Mais en devenant un acquis dans la majeure partie des pays centraux du capitalisme, la laïcité s’est transformée en une arme de mystification aux mains de la bourgeoisie. Cet article vise à souligner l’importance de cette question au sein du mouvement révolutionnaire, mais aussi à montrer l’usage qu’en fait la bourgeoisie pour semer la confusion et la division dans les rangs de la classe ouvrière.

Le rapport ambivalent de la bourgeoisie à l’égard de la religion et du clergé

L’Eglise catholique pouvait être supportée par la société féodale (…) mais elle ne pouvait être tolérée par la démocratie bourgeoise dont les membres égaux devant la fortune et la loi, mais divisés par des intérêts, sont entre eux en perpétuelle guerre industrielle et commerciale et veulent toujours avoir le droit de critiquer les autorités constituées et de les rendre responsables de leurs malchances économiques”.1

Dans la société féodale, l’Église fait corps avec la société toute entière et constitue un rouage de la domination. Rosa Luxemburg a su identifier cette spécificité des structures féodales :

Dans une monarchie, l’Église, monarchique par essence, comme doctrine autoritaire, entre dans le mécanisme de l’État sans en détruire l’harmonie ; c’est un simple appui, c’est la servante et l’instrument du monarchisme. En ce sens, elle ne constitue pas un pouvoir politique indépendant”.2

Ainsi, la bourgeoisie devait écarter le clergé de l’appareil d’État pour s’émanciper des carcans de l’ancienne société. Le premier assaut de la bourgeoisie fut la Révolution anglaise de 1648 : “à partir de ce moment-là, la bourgeoisie devint un élément modeste, mais officiellement reconnu, des classes dominantes de l’Angleterre, ayant avec les autres fractions un intérêt commun au maintien de la sujétion de la grande masse ouvrière de la nation”.3 Les marchands et manufacturiers anglais soucieux de maintenir leurs ouvriers dans la soumission et l’ignorance découvrirent “les avantages que l’on pouvait tirer de la religion pour agir sur l’esprit de ses inférieurs naturels (…) et pour les rendre dociles aux ordres des maîtres. (…) Bref, la bourgeoisie anglaise avait à prendre sa part dans l’oppression des classes inférieures, de la grande masse productrice de la nation, et un de ses instruments d’oppression fut l’influence de la religion” (idem).

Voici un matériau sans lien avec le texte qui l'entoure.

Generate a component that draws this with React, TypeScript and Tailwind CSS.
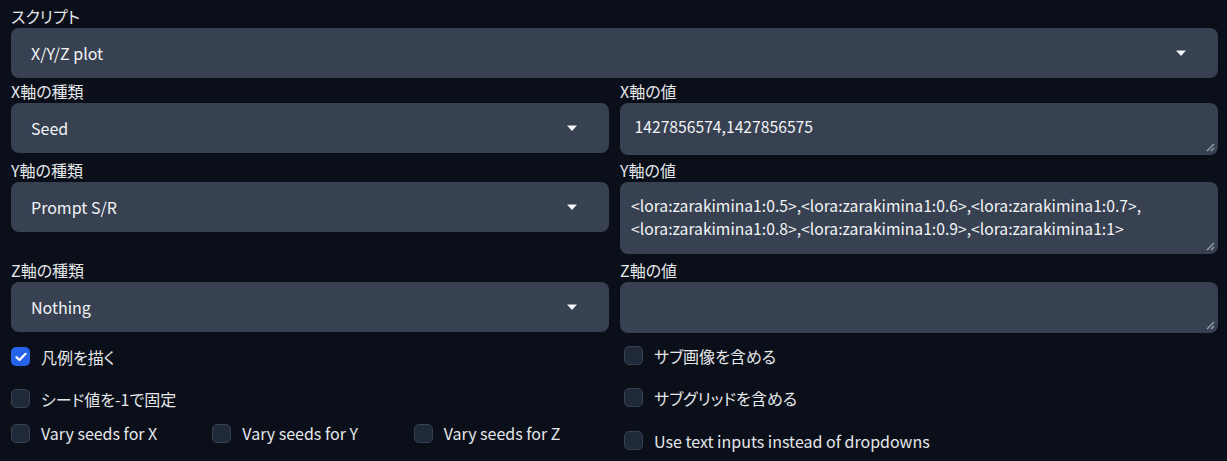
import React from "react";

const FONT = "font-['Noto_Sans_CJK_JP','Noto_Sans',sans-serif] [font-feature-settings:'palt']";

function Arrow() {
  return (
    <svg width="12" height="7" viewBox="0 0 12 7" className="shrink-0">
      <path d="M1 0.5 L11 0.5 L6 6 Z" fill="#f3f4f6" />
    </svg>
  );
}

function Resize() {
  return (
    <svg width="10" height="10" viewBox="0 0 10 10" className="absolute right-[3px] bottom-[3px]">
      <path d="M9 2 L2 9" stroke="#9ca3af" strokeWidth="1.3" />
      <path d="M9 6 L6 9" stroke="#9ca3af" strokeWidth="1.3" />
    </svg>
  );
}

function Label({ children }: { children: React.ReactNode }) {
  return <div className="h-[24px] leading-[24px] text-[16px] text-[#e5e7eb] pl-[11px]">{children}</div>;
}

function Dropdown({ label, value }: { label: string; value: string }) {
  return (
    <div className="flex flex-col">
      <Label>{label}</Label>
      <div className="ml-[11px] h-[50px] rounded-[8px] bg-[#374151] flex items-center justify-between pl-[20px] pr-[31px]">
        <span className="text-[16px] text-[#f3f4f6]">{value}</span>
        <Arrow />
      </div>
    </div>
  );
}

function TextArea({ label, lines, h }: { label: string; lines: string[]; h: string }) {
  return (
    <div className="flex flex-col">
      <div className="h-[24px] leading-[24px] text-[16px] text-[#e5e7eb]">{label}</div>
      <div className={`relative ${h} rounded-[8px] bg-[#374151] pl-[11px] pr-[10px] pt-[12px] text-[15.7px] leading-[23px] text-[#f3f4f6] whitespace-pre`}>
        {lines.map((l, i) => (
          <div key={i}>{l}</div>
        ))}
        <Resize />
      </div>
    </div>
  );
}

function Check({ label, checked = false }: { label: string; checked?: boolean }) {
  return (
    <div className="flex items-center gap-[11px]">
      <div
        className={`w-[19px] h-[19px] rounded-[5px] flex items-center justify-center ${
          checked ? "bg-[#2563eb]" : "bg-[#1f2937] border border-[#374151]"
        }`}
      >
        {checked && (
          <svg width="12" height="10" viewBox="0 0 12 10">
            <path d="M1.5 5.2 L4.5 8 L10.5 1.8" stroke="white" strokeWidth="2.2" fill="none" strokeLinecap="round" strokeLinejoin="round" />
          </svg>
        )}
      </div>
      <span className="text-[16px] text-[#e5e7eb]">{label}</span>
    </div>
  );
}

export default function App() {
  return (
    <div className={`w-[1227px] h-[461px] bg-[#0b0f19] overflow-hidden pt-[4px] ${FONT}`}>
      <div className="pr-[9px]">
        <Dropdown label="スクリプト" value="X/Y/Z plot" />
      </div>
      <div className="grid grid-cols-[609px_1fr] gap-x-[11px] pr-[9px] mt-[1px]">
        <Dropdown label="X軸の種類" value="Seed" />
        <TextArea label="X軸の値" lines={[" 1427856574,1427856575"]} h="h-[52px]" />
      </div>
      <div className="grid grid-cols-[609px_1fr] gap-x-[11px] pr-[9px] mt-[3px] items-start">
        <Dropdown label="Y軸の種類" value="Prompt S/R" />
        <TextArea
          label="Y軸の値"
          lines={[
            "<lora:zarakimina1:0.5>,<lora:zarakimina1:0.6>,<lora:zarakimina1:0.7>,",
            "<lora:zarakimina1:0.8>,<lora:zarakimina1:0.9>,<lora:zarakimina1:1>",
          ]}
          h="h-[72px]"
        />
      </div>
      <div className="grid grid-cols-[609px_1fr] gap-x-[11px] pr-[9px] mt-[4px] items-start">
        <Dropdown label="Z軸の種類" value="Nothing" />
        <TextArea label="Z軸の値" lines={[""]} h="h-[51px]" />
      </div>
      <div className="grid grid-cols-[609px_1fr] gap-x-[15px] pr-[9px] mt-[14px]">
        <div className="pl-[11px] flex flex-col">
          <div className="h-[19px] flex items-center"><Check label="凡例を描く" checked /></div>
          <div className="h-[19px] flex items-center mt-[23px]"><Check label="シード値を-1で固定" /></div>
          <div className="h-[19px] grid grid-cols-3 gap-x-[6px] mt-[13px]">
            <Check label="Vary seeds for X" />
            <Check label="Vary seeds for Y" />
            <Check label="Vary seeds for Z" />
          </div>
        </div>
        <div className="flex flex-col">
          <div className="h-[19px] flex items-center -mt-[1px]"><Check label="サブ画像を含める" /></div>
          <div className="h-[19px] flex items-center mt-[23px]"><Check label="サブグリッドを含める" /></div>
          <div className="h-[19px] flex items-center mt-[24px]"><Check label="Use text inputs instead of dropdowns" /></div>
        </div>
      </div>
    </div>
  );
}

Pour plusieurs raisons, l’offensive de la bourgeoisie anglaise se caractérisait par un penchant religieux :

  • le protestantisme constituait un élément de son émancipation vis-à-vis de la féodalité,
  • elle avait dû partager le pouvoir avec les forces traditionnelles,
  • le matérialisme anglais (développé notamment par Hobbes) prenait la défense de la monarchie et a contraint la bourgeoisie à adhérer aux sectes protestantes.

En revanche, un siècle plus tard, l’instauration de la jeune république bourgeoise des États-Unis d’Amérique affirma la séparation de l’Église et de l’État ainsi que la liberté du culte au sein d’une société quasiment vierge de toute tradition féodale.

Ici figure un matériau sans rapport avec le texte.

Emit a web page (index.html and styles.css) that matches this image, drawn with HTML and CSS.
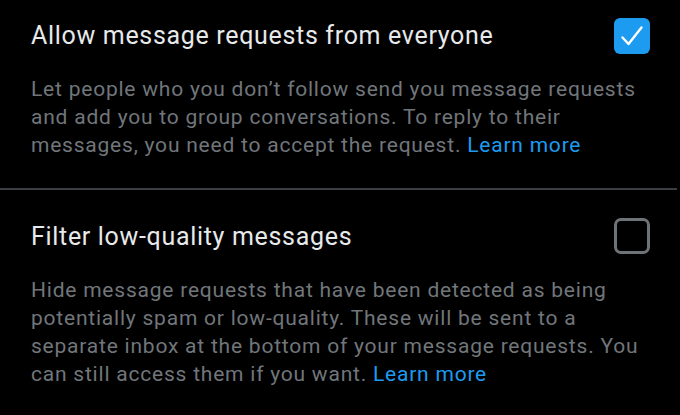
FILE: index.html
```html
<!DOCTYPE html>
<html>
<head>
<meta charset="utf-8">
<link rel="stylesheet" href="styles.css">
</head>
<body>
<div class="page">
  <section class="setting first">
    <div class="head">
      <span class="title">Allow message requests from everyone</span>
      <span class="check on">
        <svg viewBox="0 0 36 36" width="36" height="36"><path d="M8.5 19.5 L14.5 26 L27.5 9.5" fill="none" stroke="#fff" stroke-width="2.4" stroke-linecap="round" stroke-linejoin="round"/></svg>
      </span>
    </div>
    <p class="desc">Let people who you don’t follow send you message requests and add you to group conversations. To reply to their messages, you need to accept the request. <a class="link">Learn more</a></p>
  </section>
  <div class="divider"></div>
  <section class="setting second">
    <div class="head">
      <span class="title">Filter low-quality messages</span>
      <span class="check off"></span>
    </div>
    <p class="desc">Hide message requests that have been detected as being potentially spam or low-quality. These will be sent to a separate inbox at the bottom of your message requests. You can still access them if you want. <a class="link">Learn more</a></p>
  </section>
</div>
</body>
</html>
```
FILE: styles.css
```css
html, body {
  margin: 0;
  padding: 0;
  background: #000;
}
body {
  width: 680px;
  height: 415px;
  overflow: hidden;
  font-family: Roboto, "Noto Sans", sans-serif;
}
.setting {
  padding: 0 30px 0 31px;
}
.setting.first {
  padding-top: 20px;
  padding-bottom: 29px;
}
.setting.second {
  padding-top: 31px;
}
.head {
  display: flex;
  align-items: center;
  justify-content: space-between;
  height: 32px;
}
.title {
  color: #e7e9ea;
  font-size: 25px;
  line-height: 32px;
  letter-spacing: 0.68px;
}
.check {
  width: 36px;
  height: 36px;
  box-sizing: border-box;
  border-radius: 6px;
  display: block;
}
.check svg {
  display: block;
}
.check.on {
  background: #1d9bf0;
}
.check.off {
  border: 3px solid #6e7378;
  border-radius: 7px;
  position: relative;
  top: -1px;
}
.desc {
  margin: 23px 0 0 0;
  max-width: 612px;
  color: #71767b;
  font-size: 21px;
  line-height: 28px;
  letter-spacing: 0.78px;
}
.link {
  color: #1d9bf0;
  text-decoration: none;
}
.divider {
  height: 2px;
  background: #3a3d41;
  margin-right: 3px;
}
```
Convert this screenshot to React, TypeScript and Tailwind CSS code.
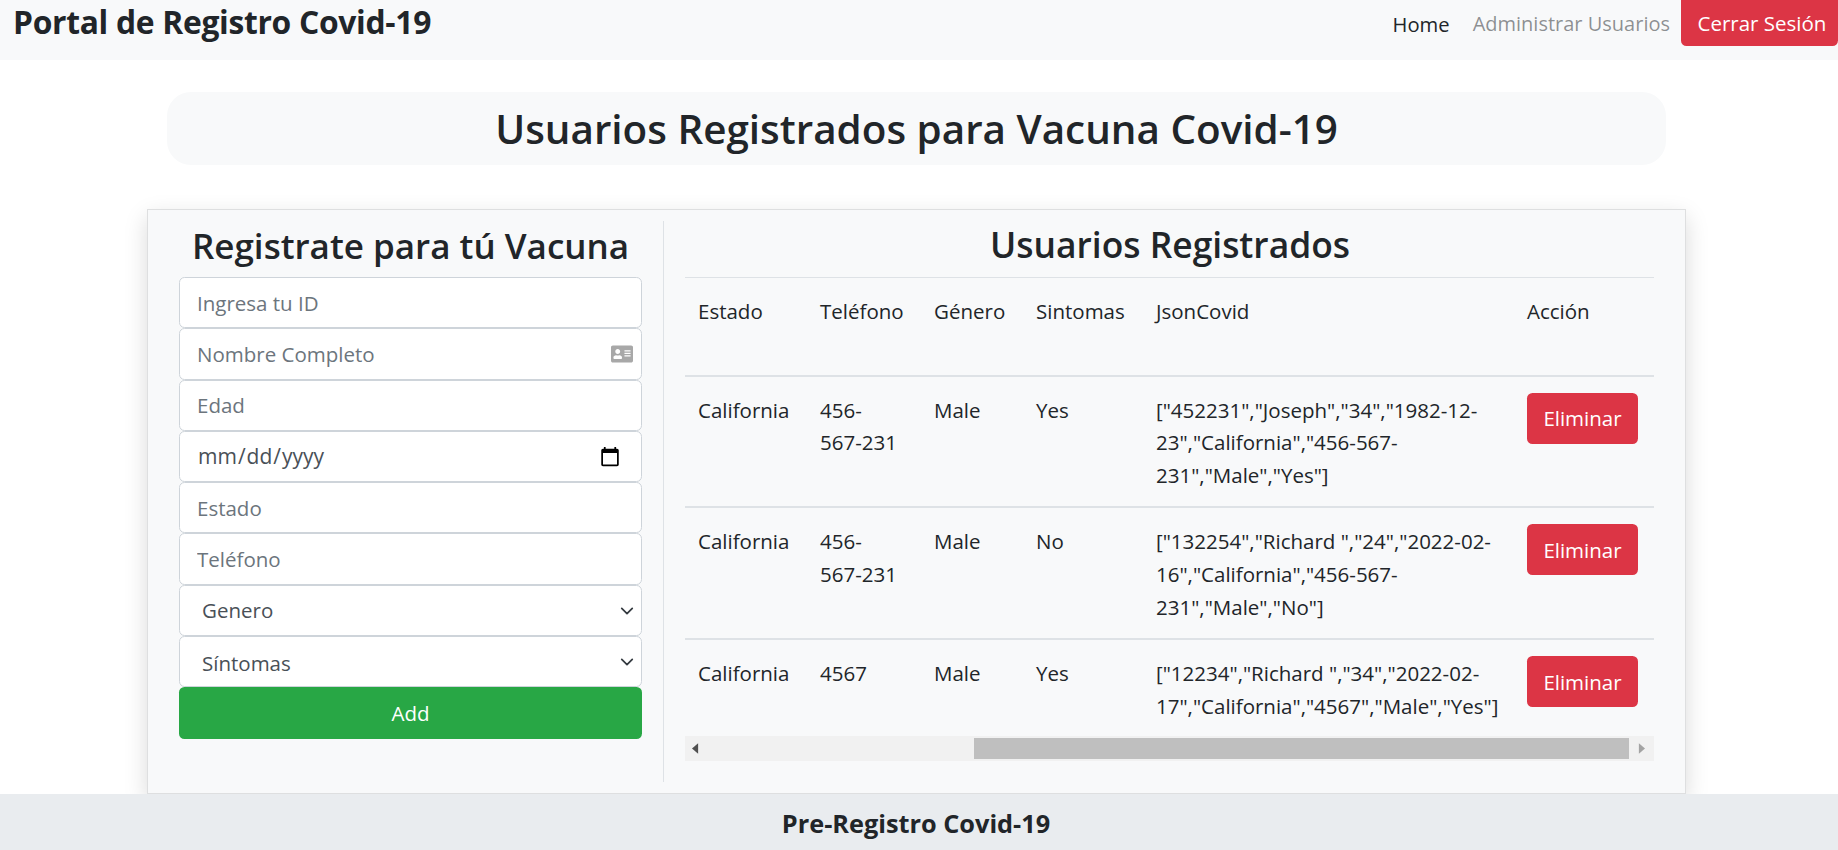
import React from 'react';
import { FaAddressCard } from 'react-icons/fa';

const rows = [
  { estado: 'California', telefono: '456-567-231', genero: 'Male', sintomas: 'Yes', json: '["452231","Joseph","34","1982-12-23","California","456-567-231","Male","Yes"]' },
  { estado: 'California', telefono: '456-567-231', genero: 'Male', sintomas: 'No', json: '["132254","Richard ","24","2022-02-16","California","456-567-231","Male","No"]' },
  { estado: 'California', telefono: '4567', genero: 'Male', sintomas: 'Yes', json: '["12234","Richard ","34","2022-02-17","California","4567","Male","Yes"]' },
];

const inputClass =
  "block w-full h-[51.3px] shrink-0 bg-white border border-[#ced4da] rounded-[5.5px] pl-[17px] pr-3 text-[20.5px] text-[#495057] placeholder:text-[#6c757d] outline-none";

const Chevron = () => (
  <svg viewBox="0 0 16 16" className="absolute right-[8px] top-[19px] w-[14px] h-[14px] pointer-events-none" fill="none" stroke="#343a40" strokeWidth="2" strokeLinecap="round" strokeLinejoin="round">
    <path d="m2 5 6 6 6-6" />
  </svg>
);

const SelectField: React.FC<{ label: string; className?: string }> = ({ label, className = '' }) => (
  <div className="relative shrink-0">
    <select className={inputClass + " appearance-none pl-[22px] " + className}>
      <option>{label}</option>
    </select>
    <Chevron />
  </div>
);

const App: React.FC = () => {
  return (
    <div className="font-['Open_Sans',sans-serif] text-[#212529] text-[20.5px] leading-[32.65px] bg-white h-[850px] overflow-hidden">
      <nav className="h-[60px] bg-[#f8f9fa] flex items-start justify-between pl-[13px]">
        <span className="text-[31.8px] font-bold leading-[44px] tracking-[-0.3px] text-[#212529]">Portal de Registro Covid-19</span>
        <div className="flex items-start">
          <a className="mt-[8px] text-[20.2px] text-[#212529]">Home</a>
          <a className="mt-[8px] ml-[23px] text-[20px] text-[#212529]/50">Administrar Usuarios</a>
          <button className="ml-[11px] w-[157px] h-[46px] pl-[5px] bg-[#dc3545] text-white rounded-bl-[5.5px] rounded-br-[5.5px] leading-[40px]">Cerrar Sesión</button>
        </div>
      </nav>

      <div className="mt-[32px] ml-[167px] w-[1499px] h-[73px] bg-[#f8f9fa] rounded-[24px] flex items-center justify-center">
        <h1 className="text-[40.4px] font-semibold leading-[79px]">Usuarios Registrados para Vacuna Covid-19</h1>
      </div>

      <div className="relative mt-[44px] ml-[147px] w-[1539px] h-[585px] bg-[#f8f9fa] border border-black/10 shadow-[0_8px_22px_rgba(0,0,0,0.15)] flex pt-[11px]">
        <div className="w-[516px] h-[561px] border-r border-[#dee2e6] pl-[31px] pr-[21px] flex flex-col">
          <h2 className="h-[56px] text-center text-[35px] font-semibold leading-[49px]">Registrate para tú Vacuna</h2>
          <input className={inputClass} placeholder="Ingresa tu ID" />
          <div className="relative shrink-0">
            <input className={inputClass} placeholder="Nombre Completo" />
            <FaAddressCard className="absolute right-[9px] top-[15px] text-[#a8a8a8] w-[22px] h-[22px]" />
          </div>
          <input className={inputClass} placeholder="Edad" />
          <input className={inputClass + " text-[21px] pr-[18px] [&::-webkit-calendar-picker-indicator]:w-[22px] [&::-webkit-calendar-picker-indicator]:h-[22px]"} type="date" />
          <input className={inputClass} placeholder="Estado" />
          <input className={inputClass} placeholder="Teléfono" />
          <SelectField label="Genero" />
          <SelectField label="Síntomas" className="pt-[3px]" />
          <button className="h-[52px] shrink-0 bg-[#28a745] text-white rounded-[5.5px]">Add</button>
        </div>

        <div className="w-[991px] pl-[21px] flex flex-col">
          <h2 className="h-[56px] text-center text-[35.4px] font-semibold leading-[47px]">Usuarios Registrados</h2>
          <div className="w-[969px] h-[459px] overflow-hidden">
            <table className="w-[969px] table-fixed border-collapse text-left">
              <colgroup>
                <col className="w-[122px]" />
                <col className="w-[114px]" />
                <col className="w-[102px]" />
                <col className="w-[120px]" />
                <col className="w-[371px]" />
                <col className="w-[140px]" />
              </colgroup>
              <thead>
                <tr className="border-t border-b-2 border-[#dee2e6] h-[98px] align-top">
                  <th className="font-normal px-[13px] pt-[17px]">Estado</th>
                  <th className="font-normal px-[13px] pt-[17px]">Teléfono</th>
                  <th className="font-normal px-[13px] pt-[17px]">Género</th>
                  <th className="font-normal px-[13px] pt-[17px]">Sintomas</th>
                  <th className="font-normal px-[13px] pt-[17px]">JsonCovid</th>
                  <th className="font-normal px-[13px] pt-[17px]">Acción</th>
                </tr>
              </thead>
              <tbody>
                {rows.map((row, i) => (
                  <tr key={row.json} className={i < 2 ? "border-b-2 border-[#dee2e6] align-top" : "align-top"}>
                    <td className="px-[13px] pt-[17px] pb-[15px]">{row.estado}</td>
                    <td className="pl-[13px] pr-[20px] pt-[17px] pb-[15px]">{row.telefono}</td>
                    <td className="px-[13px] pt-[17px] pb-[15px]">{row.genero}</td>
                    <td className="px-[13px] pt-[17px] pb-[15px]">{row.sintomas}</td>
                    <td className="px-[13px] pt-[17px] pb-[15px] break-words">{row.json}</td>
                    <td className="px-[13px] pt-[16px] pb-[15px]">
                      <button className="w-[111px] h-[51px] bg-[#dc3545] text-white rounded-[5.5px]">Eliminar</button>
                    </td>
                  </tr>
                ))}
              </tbody>
            </table>
          </div>
          <div className="w-[969px] h-[25px] bg-[#f1f1f1] flex items-center">
            <svg viewBox="0 0 8 12" className="ml-[7px] w-[7px] h-[11px]" fill="#505050"><path d="M7 0v12L0 6z" /></svg>
            <div className="ml-[275px] w-[655px] h-[21px] bg-[#bfbfbf]" />
            <svg viewBox="0 0 8 12" className="ml-[9px] w-[7px] h-[11px]" fill="#a3a3a3"><path d="M1 0v12l7-6z" /></svg>
          </div>
        </div>
      </div>

      <footer className="relative h-[56px] bg-[#e9ecef] flex items-center justify-center pr-[6px] pt-[3px]">
        <span className="text-[25.3px] font-bold">Pre-Registro Covid-19</span>
      </footer>
    </div>
  );
};

export default App;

La question se posa avec beaucoup plus d’acuité lors de la Révolution française de 1789. En effet, l’inflexibilité de la noblesse et du clergé face à l’affirmation de la bourgeoisie déboucha sur une transformation radicale de la société.4 Friedrich Engels considère qu’elle fut le premier soulèvement de la bourgeoisie qui “rejeta totalement l’accoutrement religieux et livra toutes ses batailles sur le terrain ouvertement politique. (…) La Révolution française fut une rupture complète avec les traditions du passé.5

Mais 1789 démontre aussi toute l’ambivalence de la bourgeoisie à l’égard de la religion et du clergé. Dans un premier temps, la bourgeoisie souhaita mettre au pas le pouvoir clérical sans le supprimer. Le 12 juillet 1790 fut proclamée la Constitution Civile du clergé. Les membres de l’Église continuaient à être rémunérés par l’État mais étaient choisis par le corps électoral et devaient prêter serment sur la constitution devant des officiers municipaux. La bourgeoisie modérée, favorable au maintien d’une monarchie parlementaire, avait trouvé un compromis salutaire. L’instauration de la République modifia la situation en cela que l’Église et l’État bourgeois républicain sont incompatibles : “adversaire par essence des principes fondamentaux de la République (nomination à l’élection de toutes les autorités de l’État et souveraineté du peuple), étrangère aux pouvoirs bourgeois, d’origine purement profane, portée par son propre esprit et par les liens personnels qui la rattachent à l’aristocratie, à revêtir un caractère féodal, survivance d’un passé monarchique, l’Église catholique devait naturellement, comme organe de l’État, tendre dans la république bourgeoise à l’indépendance politique. La lutte contre le cléricalisme est comme un fil rouge que l’on retrouve au cours de toute l’histoire de la république bourgeoise en France.6

Dès lors, après le 10 août 1792, la Commune de Paris mit en application les premières mesures anticléricales. La politique de déchristianisation connaît son apogée dans l’an II de la République sous l’impulsion des sans-culottes qui exprimaient les revendications des artisans, des boutiquiers et d’une minorité ouvrière. Cette offensive populaire contre l’un des maîtres de l’ordre féodal prit des formes très radicales : fermeture des Églises, persécutions et massacres de clercs, instauration d’un culte de la Raison reposant sur l’athéisme. Le Comité central des sociétés populaires proposa de supprimer la subvention des cultes par l’État. Mais ces agitations populaires portaient atteinte au bon déroulement de la révolution. La Convention et le Comité de Salut public s’opposèrent à la déchristianisation. Voici ce que pouvait dire Robespierre au club des Jacobins le 28 novembre 1793 : “Nous déjouerons dans leurs marches contre-révolutionnaires ces hommes qui n’ont eu d’autre mérite que celui de se parer d’un zèle anti-religieux... Oui, tous ces hommes faux sont criminels, et nous les punirons malgré leur apparent patriotisme.”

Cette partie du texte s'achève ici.